Find each line with the string "this" and report it.
====== Listed records ======
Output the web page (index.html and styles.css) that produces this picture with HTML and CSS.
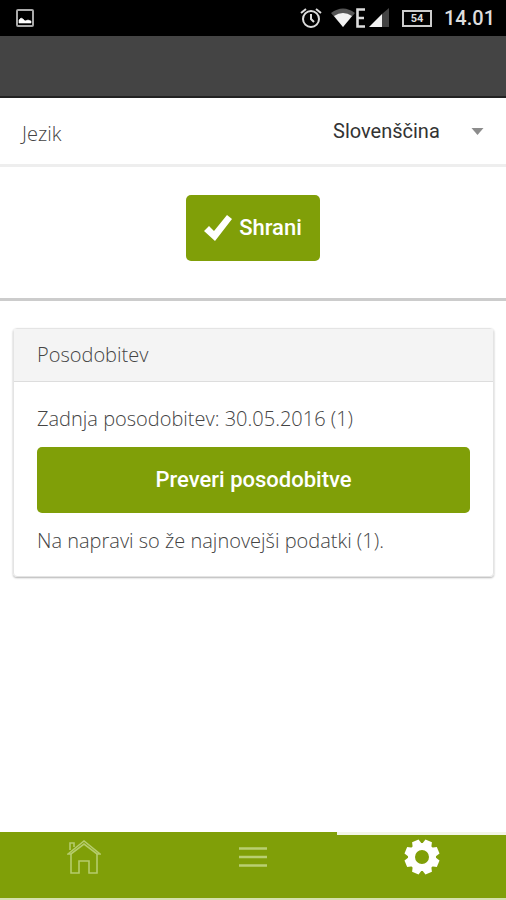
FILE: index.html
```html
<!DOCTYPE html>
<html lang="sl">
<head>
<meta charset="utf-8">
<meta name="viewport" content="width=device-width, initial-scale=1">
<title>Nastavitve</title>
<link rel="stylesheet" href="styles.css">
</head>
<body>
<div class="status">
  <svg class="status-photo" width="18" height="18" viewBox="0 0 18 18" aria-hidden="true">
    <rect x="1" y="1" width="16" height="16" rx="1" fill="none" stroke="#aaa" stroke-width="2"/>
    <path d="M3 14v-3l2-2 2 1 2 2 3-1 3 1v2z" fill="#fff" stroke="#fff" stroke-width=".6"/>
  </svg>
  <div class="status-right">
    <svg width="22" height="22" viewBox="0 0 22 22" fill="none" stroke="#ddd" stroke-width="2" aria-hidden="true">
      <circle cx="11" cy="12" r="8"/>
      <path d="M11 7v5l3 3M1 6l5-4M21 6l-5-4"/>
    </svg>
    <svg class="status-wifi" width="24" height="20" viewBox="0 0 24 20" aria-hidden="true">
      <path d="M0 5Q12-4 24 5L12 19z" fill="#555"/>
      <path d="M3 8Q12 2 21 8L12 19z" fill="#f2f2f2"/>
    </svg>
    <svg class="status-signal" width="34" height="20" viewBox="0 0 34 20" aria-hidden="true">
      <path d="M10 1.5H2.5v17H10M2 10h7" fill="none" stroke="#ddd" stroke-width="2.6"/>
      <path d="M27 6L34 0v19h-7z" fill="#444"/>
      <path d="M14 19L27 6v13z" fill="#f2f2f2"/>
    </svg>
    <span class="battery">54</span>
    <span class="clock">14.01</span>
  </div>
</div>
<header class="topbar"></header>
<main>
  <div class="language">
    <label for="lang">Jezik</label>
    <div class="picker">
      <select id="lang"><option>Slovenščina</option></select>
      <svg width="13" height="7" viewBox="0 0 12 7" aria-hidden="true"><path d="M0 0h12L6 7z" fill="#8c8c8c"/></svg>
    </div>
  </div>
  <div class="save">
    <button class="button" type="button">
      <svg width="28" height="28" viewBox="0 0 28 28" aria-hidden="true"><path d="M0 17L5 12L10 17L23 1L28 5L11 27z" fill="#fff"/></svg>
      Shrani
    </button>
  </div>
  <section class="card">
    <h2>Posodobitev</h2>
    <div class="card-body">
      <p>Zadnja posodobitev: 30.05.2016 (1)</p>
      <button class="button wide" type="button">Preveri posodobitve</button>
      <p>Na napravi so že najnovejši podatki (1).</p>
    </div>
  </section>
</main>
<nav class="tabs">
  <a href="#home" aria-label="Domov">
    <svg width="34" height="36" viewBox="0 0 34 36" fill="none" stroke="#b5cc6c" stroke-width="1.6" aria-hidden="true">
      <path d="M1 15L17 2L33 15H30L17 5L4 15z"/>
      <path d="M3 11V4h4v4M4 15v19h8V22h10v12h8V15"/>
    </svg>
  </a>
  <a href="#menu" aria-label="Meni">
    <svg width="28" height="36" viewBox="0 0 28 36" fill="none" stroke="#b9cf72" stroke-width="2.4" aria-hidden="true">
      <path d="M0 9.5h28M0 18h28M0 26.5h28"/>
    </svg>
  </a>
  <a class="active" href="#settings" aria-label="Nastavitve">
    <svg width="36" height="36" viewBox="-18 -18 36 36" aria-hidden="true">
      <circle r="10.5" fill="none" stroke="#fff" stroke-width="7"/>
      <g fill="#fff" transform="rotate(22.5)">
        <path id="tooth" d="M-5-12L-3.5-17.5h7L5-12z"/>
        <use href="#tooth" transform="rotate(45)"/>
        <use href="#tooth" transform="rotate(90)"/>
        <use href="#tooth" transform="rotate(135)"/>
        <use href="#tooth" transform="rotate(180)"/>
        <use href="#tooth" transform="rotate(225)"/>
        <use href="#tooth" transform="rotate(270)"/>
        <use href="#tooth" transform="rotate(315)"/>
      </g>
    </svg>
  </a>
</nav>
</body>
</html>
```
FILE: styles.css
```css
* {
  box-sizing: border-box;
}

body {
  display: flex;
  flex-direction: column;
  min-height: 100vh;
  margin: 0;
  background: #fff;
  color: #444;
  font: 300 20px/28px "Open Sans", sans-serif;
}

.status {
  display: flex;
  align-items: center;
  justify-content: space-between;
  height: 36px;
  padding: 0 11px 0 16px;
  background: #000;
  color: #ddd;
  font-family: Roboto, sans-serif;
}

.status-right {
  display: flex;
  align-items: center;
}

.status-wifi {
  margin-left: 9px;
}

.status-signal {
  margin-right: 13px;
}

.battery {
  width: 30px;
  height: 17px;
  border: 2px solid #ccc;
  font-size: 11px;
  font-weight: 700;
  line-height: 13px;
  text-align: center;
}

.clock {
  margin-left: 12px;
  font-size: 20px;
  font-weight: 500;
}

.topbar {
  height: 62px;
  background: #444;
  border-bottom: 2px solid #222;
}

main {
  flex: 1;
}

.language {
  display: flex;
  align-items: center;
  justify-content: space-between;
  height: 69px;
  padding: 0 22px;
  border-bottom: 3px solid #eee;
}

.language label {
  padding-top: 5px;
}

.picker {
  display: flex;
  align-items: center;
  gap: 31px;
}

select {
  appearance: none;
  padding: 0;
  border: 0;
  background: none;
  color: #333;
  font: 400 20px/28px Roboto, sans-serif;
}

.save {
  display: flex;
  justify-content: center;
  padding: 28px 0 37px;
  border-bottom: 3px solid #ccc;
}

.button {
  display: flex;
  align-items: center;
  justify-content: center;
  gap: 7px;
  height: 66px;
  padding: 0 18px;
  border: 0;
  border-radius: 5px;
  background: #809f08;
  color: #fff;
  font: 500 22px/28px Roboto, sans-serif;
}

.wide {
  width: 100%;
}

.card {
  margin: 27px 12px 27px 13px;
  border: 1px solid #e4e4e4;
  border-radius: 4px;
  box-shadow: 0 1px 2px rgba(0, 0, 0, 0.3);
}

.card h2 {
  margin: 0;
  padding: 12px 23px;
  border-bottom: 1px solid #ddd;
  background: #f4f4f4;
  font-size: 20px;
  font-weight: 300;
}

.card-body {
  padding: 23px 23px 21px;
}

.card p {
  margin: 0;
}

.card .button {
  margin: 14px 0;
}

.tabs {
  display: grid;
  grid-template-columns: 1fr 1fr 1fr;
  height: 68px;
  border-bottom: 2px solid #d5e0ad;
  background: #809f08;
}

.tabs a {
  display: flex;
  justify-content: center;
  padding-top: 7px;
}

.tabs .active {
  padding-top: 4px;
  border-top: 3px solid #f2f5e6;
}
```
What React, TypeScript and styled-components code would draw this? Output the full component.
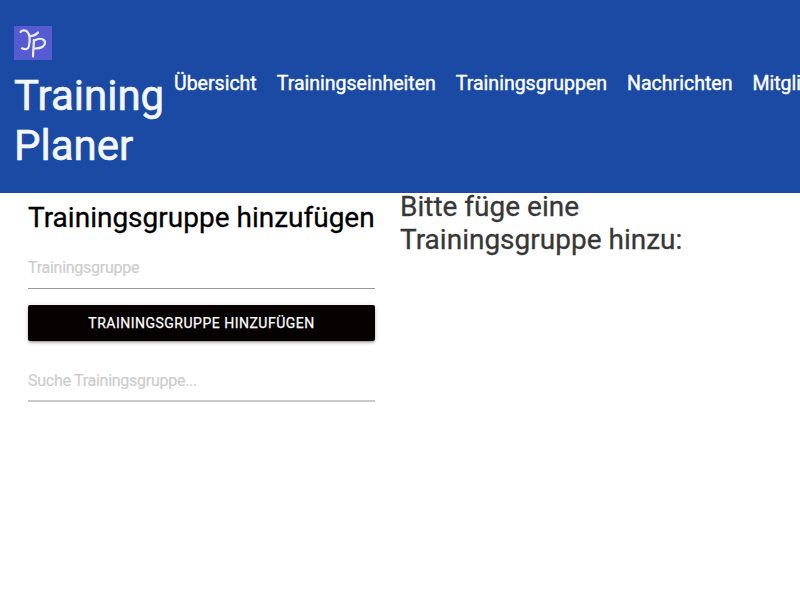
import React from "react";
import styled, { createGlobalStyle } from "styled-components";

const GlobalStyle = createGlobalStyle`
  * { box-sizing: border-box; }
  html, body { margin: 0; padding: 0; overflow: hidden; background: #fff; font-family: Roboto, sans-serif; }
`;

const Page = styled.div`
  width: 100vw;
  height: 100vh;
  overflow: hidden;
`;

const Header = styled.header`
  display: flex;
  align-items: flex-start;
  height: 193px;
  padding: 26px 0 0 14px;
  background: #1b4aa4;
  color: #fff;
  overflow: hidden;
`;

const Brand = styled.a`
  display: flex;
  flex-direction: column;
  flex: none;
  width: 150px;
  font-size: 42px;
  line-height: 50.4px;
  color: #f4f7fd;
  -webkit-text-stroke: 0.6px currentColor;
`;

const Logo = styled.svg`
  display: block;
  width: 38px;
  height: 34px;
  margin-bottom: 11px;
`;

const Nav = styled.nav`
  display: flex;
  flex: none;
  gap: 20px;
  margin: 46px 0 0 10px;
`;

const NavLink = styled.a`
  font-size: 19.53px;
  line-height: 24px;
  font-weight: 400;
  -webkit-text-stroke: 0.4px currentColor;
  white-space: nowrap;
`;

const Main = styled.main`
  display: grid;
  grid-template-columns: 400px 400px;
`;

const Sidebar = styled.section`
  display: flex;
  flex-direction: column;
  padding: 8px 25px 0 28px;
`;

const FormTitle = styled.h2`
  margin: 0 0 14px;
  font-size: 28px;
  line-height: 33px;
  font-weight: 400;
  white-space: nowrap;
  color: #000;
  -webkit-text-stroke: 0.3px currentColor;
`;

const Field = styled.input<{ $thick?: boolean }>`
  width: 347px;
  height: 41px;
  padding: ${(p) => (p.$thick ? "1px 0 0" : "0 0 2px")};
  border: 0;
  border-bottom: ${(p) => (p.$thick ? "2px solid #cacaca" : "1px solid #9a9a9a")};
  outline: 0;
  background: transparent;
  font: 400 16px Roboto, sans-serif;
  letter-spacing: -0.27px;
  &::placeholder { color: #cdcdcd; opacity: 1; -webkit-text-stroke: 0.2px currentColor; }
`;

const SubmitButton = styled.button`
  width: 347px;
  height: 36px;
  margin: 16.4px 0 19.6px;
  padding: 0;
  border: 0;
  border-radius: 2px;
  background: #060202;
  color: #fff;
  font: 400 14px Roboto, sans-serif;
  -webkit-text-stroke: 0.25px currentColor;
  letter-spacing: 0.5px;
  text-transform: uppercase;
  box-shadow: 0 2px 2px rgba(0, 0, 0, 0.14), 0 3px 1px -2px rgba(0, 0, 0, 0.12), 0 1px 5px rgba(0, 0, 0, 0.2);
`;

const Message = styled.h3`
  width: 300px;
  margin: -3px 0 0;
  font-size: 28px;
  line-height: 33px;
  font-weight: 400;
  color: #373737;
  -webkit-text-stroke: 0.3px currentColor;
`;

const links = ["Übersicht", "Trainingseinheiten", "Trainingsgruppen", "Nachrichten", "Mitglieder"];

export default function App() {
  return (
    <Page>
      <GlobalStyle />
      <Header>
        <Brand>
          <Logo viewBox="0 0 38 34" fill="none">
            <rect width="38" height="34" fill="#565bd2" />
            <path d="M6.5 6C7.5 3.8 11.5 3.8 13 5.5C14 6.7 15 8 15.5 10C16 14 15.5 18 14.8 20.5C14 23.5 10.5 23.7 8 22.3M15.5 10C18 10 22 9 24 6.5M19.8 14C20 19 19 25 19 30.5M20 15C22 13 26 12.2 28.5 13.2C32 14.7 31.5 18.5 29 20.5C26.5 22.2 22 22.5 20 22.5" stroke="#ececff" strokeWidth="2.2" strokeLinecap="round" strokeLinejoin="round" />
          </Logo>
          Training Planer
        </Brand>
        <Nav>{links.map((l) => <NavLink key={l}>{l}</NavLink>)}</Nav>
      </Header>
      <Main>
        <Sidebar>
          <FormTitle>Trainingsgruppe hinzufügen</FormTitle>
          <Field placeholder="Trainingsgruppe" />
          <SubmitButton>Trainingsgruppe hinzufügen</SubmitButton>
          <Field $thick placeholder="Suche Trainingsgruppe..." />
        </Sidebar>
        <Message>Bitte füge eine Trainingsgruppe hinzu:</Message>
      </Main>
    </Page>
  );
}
======
The answer -
Output the web page (index.html and styles.css) that produces this picture with HTML and CSS.
What React, TypeScript and styled-components code would draw this? Output the full component.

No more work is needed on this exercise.